Подняв измерительную линейку, он предлагает некую услугу, отчего все его коллеги закатываются хохотом.

– Я что-то не все разобрал, – говорит ван Клеф.

– Он вызвался измерить длину вашей мужественности, минеер.

– Да ну? Скажите этому мошеннику: ему понадобятся три таких линейки.

В пасти залива Якоб различает трепещущий прямоугольник: красный, белый, синий.

«Нет, – думает начальник канцелярии. – Это мираж… Или китайская джонка… Или…»

– Что такое, де Зут? У вас такой вид, словно вы в штаны наложили.

– Там… В залив входит торговое судно или… фрегат?

– Фрегат?! Кто мог послать сюда фрегат? Чей флаг?

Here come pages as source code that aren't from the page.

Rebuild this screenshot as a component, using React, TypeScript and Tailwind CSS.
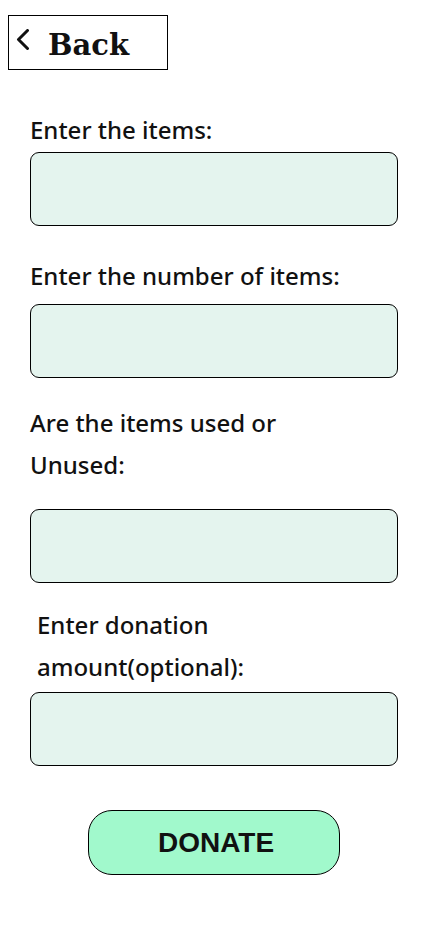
import React from "react";

function Field({ label, labelClass, inputClass }: { label: React.ReactNode; labelClass: string; inputClass: string }) {
  return (
    <div className="flex flex-col">
      <div className={labelClass}>{label}</div>
      <div className={inputClass} />
    </div>
  );
}

export default function App() {
  const inputBase = "h-[74px] w-[368px] rounded-[9px] border border-black bg-[#e4f4ee]";
  const labelBase = "text-[24px] leading-[42px] text-[#111] font-medium";
  return (
    <div className="min-h-[926px] w-[428px] bg-white" style={{ fontFamily: '"Noto Sans", sans-serif' }}>
      <div className="pl-[8px] pt-[15px]">
        <button className="flex h-[55px] w-[160px] items-start border border-black bg-white pl-[7px]">
          <svg width="14" height="21" viewBox="0 0 14 21" className="mt-[13px] shrink-0">
            <path d="M11.5 1.5 L2.5 10.5 L11.5 19.5" fill="none" stroke="#111" strokeWidth="3" strokeLinecap="round" strokeLinejoin="round" />
          </svg>
          <span
            className="ml-[18px] mt-[15px] text-[29px] font-bold leading-none text-[#111]"
            style={{ fontFamily: '"DejaVu Serif", serif' }}
          >
            Back
          </span>
        </button>
      </div>
      <div className="flex flex-col pl-[30px]">
        <Field label="Enter the items:" labelClass={`${labelBase} mt-[39px] mb-[1px]`} inputClass={inputBase} />
        <Field label="Enter the number of items:" labelClass={`${labelBase} mt-[29px] mb-[7px]`} inputClass={inputBase} />
        <Field
          label={<>Are the items used or<br />Unused:</>}
          labelClass={`${labelBase} mt-[24px] mb-[23px] w-[300px]`}
          inputClass={inputBase}
        />
        <Field
          label={<>Enter donation<br />amount(optional):</>}
          labelClass={`${labelBase} mt-[21px] mb-[4px] ml-[7px]`}
          inputClass={inputBase}
        />
      </div>
      <div className="mt-[44px] flex justify-center">
        <button
          className="flex h-[65px] w-[252px] items-center justify-center rounded-[24px] border border-black bg-[#a1f9cc] pl-[4px] text-[28px] font-bold text-[#111]"
          style={{ fontFamily: '"Liberation Sans", Arial, sans-serif' }}
        >
          DONATE
        </button>
      </div>
    </div>
  );
}
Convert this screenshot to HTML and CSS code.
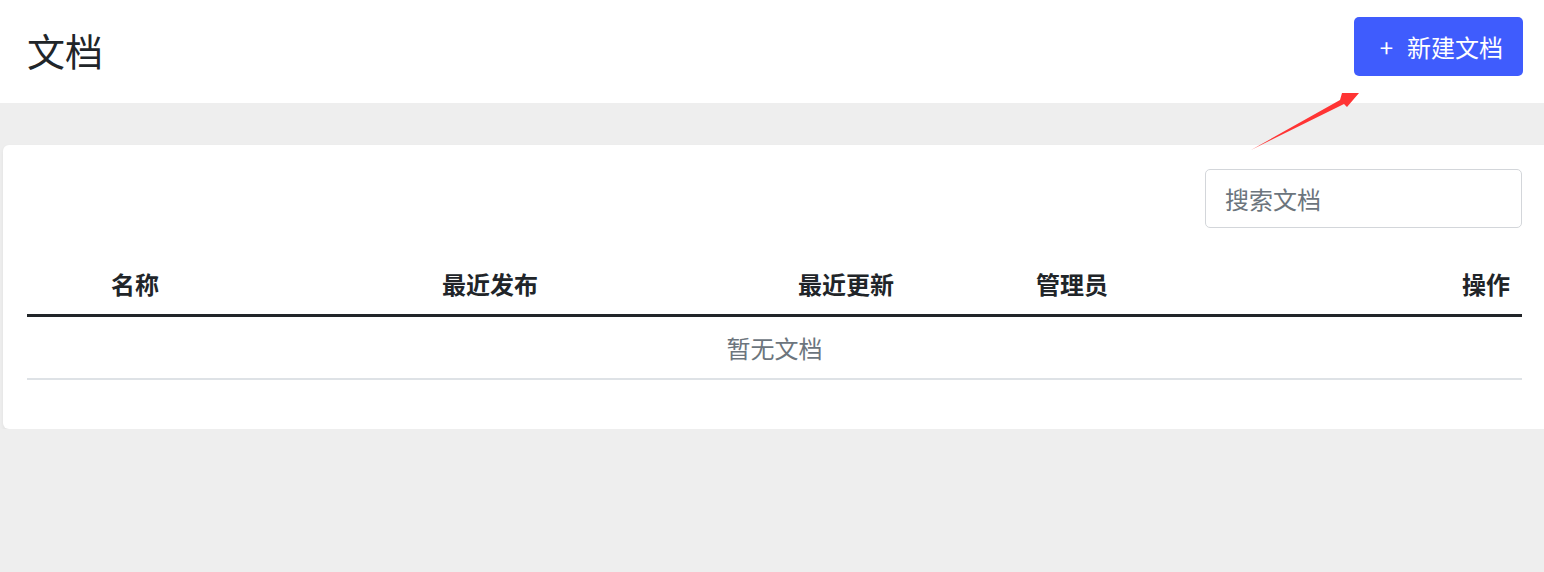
FILE: index.html
```html
<!DOCTYPE html>
<html lang="zh-CN">
<head>
  <meta charset="UTF-8" />
  <title>文档</title>
  <link rel="stylesheet" href="styles.css">
</head>
<body>

  <div class="header">
    <h1>文档</h1>
    <button class="btn-new"><span class="plus">+</span>新建文档</button>
  </div>

  <div class="card">
    <div class="toolbar">
      <input type="text" class="search" placeholder="搜索文档" />
    </div>

    <div class="table">
      <div class="thead">
        <div>名称</div>
        <div>最近发布</div>
        <div>最近更新</div>
        <div>管理员</div>
        <div class="right">操作</div>
      </div>
      <div class="empty">暂无文档</div>
    </div>
  </div>

  <!-- annotation arrow pointing at the button -->
  <svg class="arrow" width="1544" height="572" viewBox="0 0 1544 572">
    <polygon points="1251,150 1340,100 1342,93 1359,93 1347,107 1344,104" fill="#ff3434" />
  </svg>

</body>
</html>
```

FILE: styles.css
```css
body {
  margin: 0;
  background-color: #eeeeee;
  font-family: "Noto Sans CJK SC", "Noto Sans", Arial, sans-serif;
  color: #212529;
}
.header {
  background-color: white;
  height: 103px;
  display: flex;
  align-items: center;
  justify-content: space-between;
  padding: 0 21px 0 27px;
  box-sizing: border-box;
}
.header h1 {
  margin: -4px 0 0 0;
  font-size: 38px;
  font-weight: normal;
  line-height: 1;
}
.btn-new {
  height: 59px;
  margin-top: -10px;
  padding: 0 20px 0 26px;
  background-color: #3f5cfd;
  color: white;
  font-family: inherit;
  font-size: 24px;
  border: none;
  border-radius: 5px;
  display: flex;
  align-items: center;
  cursor: pointer;
}
.btn-new .plus { margin-right: 14px; }
.card {
  background-color: white;
  margin: 42px 0 0 3px;
  padding: 24px 22px 49px 24px;
  border-radius: 6px 0 0 6px;
  box-shadow: 0 2px 4px rgba(0, 0, 0, 0.06);
}
.toolbar {
  display: flex;
  justify-content: flex-end;
}
.search {
  width: 317px;
  height: 59px;
  box-sizing: border-box;
  padding: 0 19px;
  border: 1px solid #d3d6da;
  border-radius: 5px;
  font-family: inherit;
  font-size: 24px;
  color: #212529;
}
.search::placeholder { color: #6c757d; }
.table { margin-top: 24px; }
.thead {
  display: grid;
  grid-template-columns: 216px 494px 218px 234px 1fr;
  height: 62px;
  align-items: center;
  border-bottom: 3px solid #212529;
  font-size: 24px;
  font-weight: bold;
  text-align: center;
}
.thead .right { text-align: right; padding-right: 12px; }
.empty {
  height: 61px;
  line-height: 61px;
  text-align: center;
  font-size: 24px;
  color: #6c757d;
  border-bottom: 2px solid #dee2e6;
}
.arrow {
  position: absolute;
  left: 0;
  top: 0;
  pointer-events: none;
}
```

– Наш, минеер. – Якоб цепляется за конек крыши и благословляет свою дальнозоркость. – Голландский!

XXX. Зал Последней хризантемы в городской управе НагасакиВторой день Девятого месяца

Господин настоятель Эномото, властитель княжества Кёга, ставит на доску белый камень.

«Промежуточная станция, – догадывается градоправитель Сирояма, – между северным флангом…»

Тени стройных кленов ложатся полосами на доску из золотистой древесины кайя.

«…и восточными отрядами… Или это отвлекающий маневр? И то и другое…»

Сирояма был уверен, что контролирует происходящее на доске, а на самом деле он все это время терял влияние.